Out of 2,000 volunteers, Darby recruited and trained 500 Soldiers in commando operations alongside their British counterparts in Scotland. The 1st Ranger Battalion was activated on July 9, 1942. Darby trained two more battalions in Algeria the following year, and the 1st, 3rd and 4th Ranger Battalions became known as “Darby’s Rangers.”
When America entered World War II, the 1st Ranger Battalion spearheaded Operation Torch – the Allied invasion of North Africa. Darby led the assault at Arzew, Algeria, which earned him a Distinguished Service Cross.
According to his award citation, Darby led the assault against heavy machine gun and artillery fire from the enemy and skillfully employed the use of hand grenades in close quarters fighting. On March 22, 1943, Darby directed his battalion in advance on Bon Hamean, capturing prisoners and destroying a battery of self-propelled artillery.
In Sicily, Darby was credited with using a 37-millimeter gun to repulse an attack, during which he destroyed an enemy tank.
He was quoted as saying, “Commanding the Rangers was like driving a team of very high-spirited horses. No effort was needed to get them to go forward. The problem was to hold them in check.”
In late January of 1944, Darby’s Rangers encountered a brutal counterattack during an assault on Cisterna in central Italy. Only six of the 767 Soldiers from the 1st and 3rd Battalions survived the ambush. McKay Jenkins wrote in his book “The Last Ridge,” that Darby was so devastated afterward that he broke down and cried. After commanding his troops throughout North Africa and Italy, he was ordered back to the U.S. for an assignment at the Pentagon.
Darby would return to Italy in early 1945 for an inspection tour of the European battlefronts with General of the Army Henry H. Arnold.
When Brig. Gen. Robinson Duff was wounded April 23, 1945, Darby replaced him as assistant commander of the 10th Mountain Division. He led “Task Force Darby” during the breakout of the 5th Army from the Po River Valley bridgehead to reach Torbole at the head of Lake Garda.
On April 30, 1945, Darby was meeting with Gen. David Ruffner, division artillery commander, and other officers in the 86th Mountain Infantry Regiment’s command post in Torbole. When they heard German shells exploding nearby, Darby and Ruffner decided to check on troops at the front lines. While getting into their vehicles, an 88-mm shell hit an adjacent building and shrapnel tore into Darby’s chest. He was killed instantly, along with Sgt. Maj. John Evans, with the 86th Regiment.

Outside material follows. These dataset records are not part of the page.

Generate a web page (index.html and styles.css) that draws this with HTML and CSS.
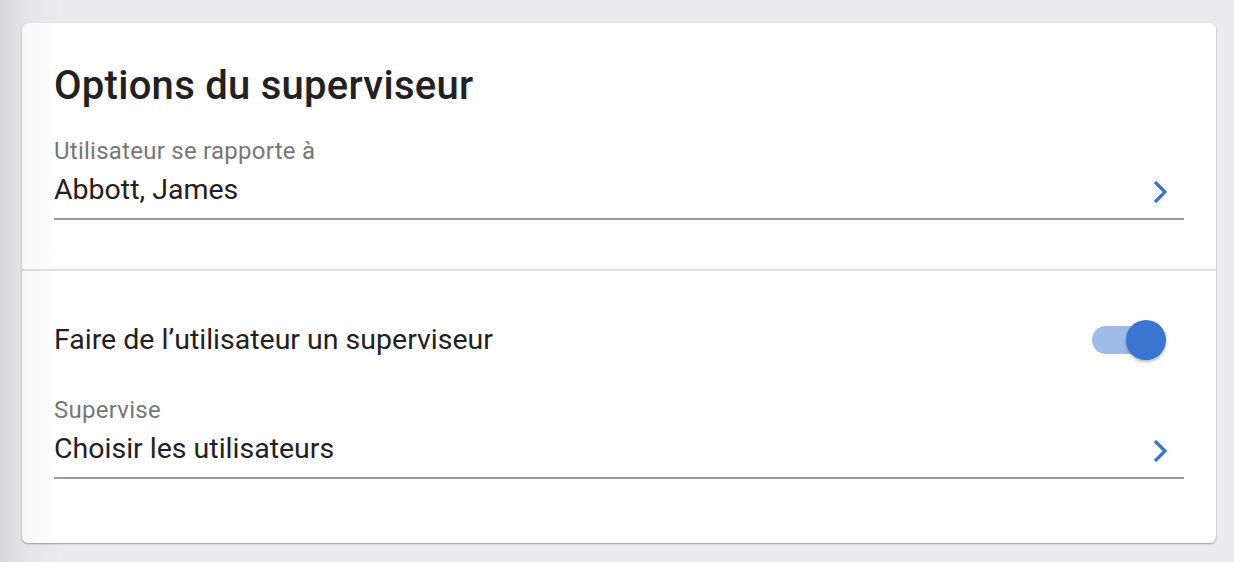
FILE: index.html
```html
<!DOCTYPE html>
<html lang="fr">
<head>
<meta charset="utf-8">
<title>Options du superviseur</title>
<link rel="stylesheet" href="styles.css">
</head>
<body>
<div class="page">
  <div class="card">
    <section class="section section-top">
      <h1 class="title">Options du superviseur</h1>
      <div class="field">
        <div class="field-label">Utilisateur se rapporte à</div>
        <div class="field-row">
          <span class="field-value">Abbott, James</span>
          <svg class="chevron" viewBox="0 0 16 24" width="16" height="24"><path d="M3 2 L13 12 L3 22" fill="none" stroke="#3a75cf" stroke-width="3.2"/></svg>
        </div>
      </div>
    </section>
    <section class="section section-bottom">
      <div class="toggle-row">
        <span class="toggle-text">Faire de l’utilisateur un superviseur</span>
        <span class="switch"><span class="switch-track"></span><span class="switch-thumb"></span></span>
      </div>
      <div class="field field-second">
        <div class="field-label">Supervise</div>
        <div class="field-row">
          <span class="field-value">Choisir les utilisateurs</span>
          <svg class="chevron" viewBox="0 0 16 24" width="16" height="24"><path d="M3 2 L13 12 L3 22" fill="none" stroke="#3a75cf" stroke-width="3.2"/></svg>
        </div>
      </div>
    </section>
  </div>
  <div class="edge-shade"></div>
</div>
</body>
</html>
```
FILE: styles.css
```css
html, body {
  margin: 0;
  padding: 0;
}
body {
  background: #ececee;
  font-family: Roboto, "Liberation Sans", sans-serif;
  color: #212121;
}
.page {
  position: relative;
  width: 1234px;
  height: 562px;
  padding: 23px 18px 0 22px;
  box-sizing: border-box;
  overflow: hidden;
}
.edge-shade {
  position: absolute;
  left: 0;
  top: 0;
  bottom: 0;
  width: 60px;
  background: linear-gradient(to right, rgba(0,0,0,0.09), rgba(0,0,0,0.03) 40%, rgba(0,0,0,0));
  pointer-events: none;
}
.card {
  width: 1194px;
  height: 520px;
  background: #ffffff;
  border-radius: 6px;
  box-shadow: 0 1px 2px rgba(0,0,0,0.35), 0 0 1px rgba(0,0,0,0.08);
  box-sizing: border-box;
}
.section {
  padding: 0 32px;
}
.section-top {
  padding-top: 39px;
  padding-bottom: 49px;
  border-bottom: 2px solid #e0e0e0;
}
.title {
  margin: 0 0 27px;
  font-size: 40px;
  font-weight: 500;
  line-height: 48px;
  letter-spacing: 0.27px;
  color: #212121;
}
.field-label {
  font-size: 24px;
  line-height: 28px;
  letter-spacing: 0.25px;
  color: #777777;
}
.field-row {
  display: flex;
  align-items: center;
  justify-content: space-between;
  margin-top: 8px;
  padding-bottom: 11px;
  border-bottom: 2px solid #9a9a9a;
}
.field-value {
  font-size: 28.5px;
  line-height: 34px;
  color: #212121;
}
.chevron {
  margin-right: 16px;
  margin-top: 4px;
}
.section-bottom {
  padding-top: 49px;
}
.toggle-row {
  display: flex;
  align-items: center;
  justify-content: space-between;
  height: 40px;
}
.toggle-text {
  font-size: 28.5px;
  line-height: 34px;
}
.field-second {
  margin-top: 36px;
}
.switch {
  position: relative;
  width: 74px;
  height: 40px;
  margin-right: 18px;
}
.switch-track {
  position: absolute;
  left: 0;
  top: 6px;
  width: 72px;
  height: 28px;
  border-radius: 14px;
  background: #9fbbe7;
}
.switch-thumb {
  position: absolute;
  right: 0;
  top: 0;
  width: 40px;
  height: 40px;
  border-radius: 50%;
  background: #3a75cf;
  box-shadow: 0 2px 3px rgba(0,0,0,0.28);
}
```
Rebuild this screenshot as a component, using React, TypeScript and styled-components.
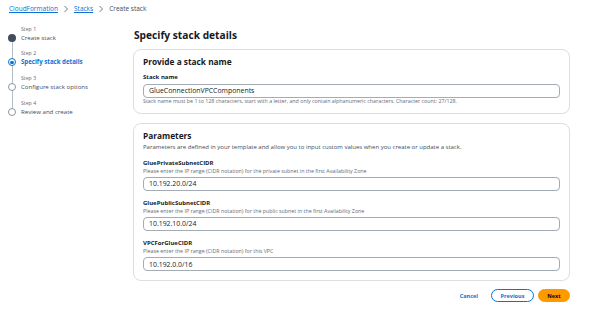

Later that day, a DUKW (Army amphibious vehicle) loaded with Soldiers from the 605th Field Artillery Battalion and their howitzers, drowned during an attempt to cross Lake Garda. Only one man survived, and the 25 who died that night would be the last Soldiers from the 10th Mountain Division to die in combat during the Italian campaign.
Darby was buried in a military cemetery outside of Cisterna, Italy, and he was reinterred at the Fort Smith National Cemetery in 1949. He was posthumously promoted to brigadier general on May 15, 1945.
Among his military awards, Darby received the Distinguished Service Cross with two oak leaf clusters, three Purple Hearts, the Silver Star, the Legion of Merit, the Russian Order of Kutuzov and the French Croix de Guerre. Darby was the most decorated graduate of the West Point Class of 1933.
Over the years, Darby has been memorialized and honored in the U.S. and abroad for his service during the war.
The Darby Legacy Monument was dedicated in 2016 at Cisterna Plaza in Fort Smith, Arkansas. The statue depicts Darby on a Harley-Davidson motorcycle designed for military use. There is also a Darby Junior High School in Fort Smith, a Camp Darby in Italy and numerous Army training fields named after him. A 40-mile Ranger Challenge is held annually in Vicenza, Italy, to honor Darby and the 25 Soldiers from the 10th Mountain Division who were killed April 30, 1945.
Fort Drum’s Rapid Deployment Facility, Bldg. 2090 on Wheeler-Sack Army Airfield, was memorialized in honor of Darby on Oct. 22, 1999. Construction of the facility, modeled after the one at Elmendorf Air Force Base in Alaska, began construction in March 1998 and was completed in February 1999. The facility measures 44,000 square feet and can accommodate 1,200 Soldiers. It features a pallet processing bay, a large briefing room, 13 offices, a visitors’ lounge and sleeping quarters.
A quote from Darby was included in the facility dedication program, which hangs on a picture frame that reads:
“Onward we stagger, and if the tanks come, may God help the tank.”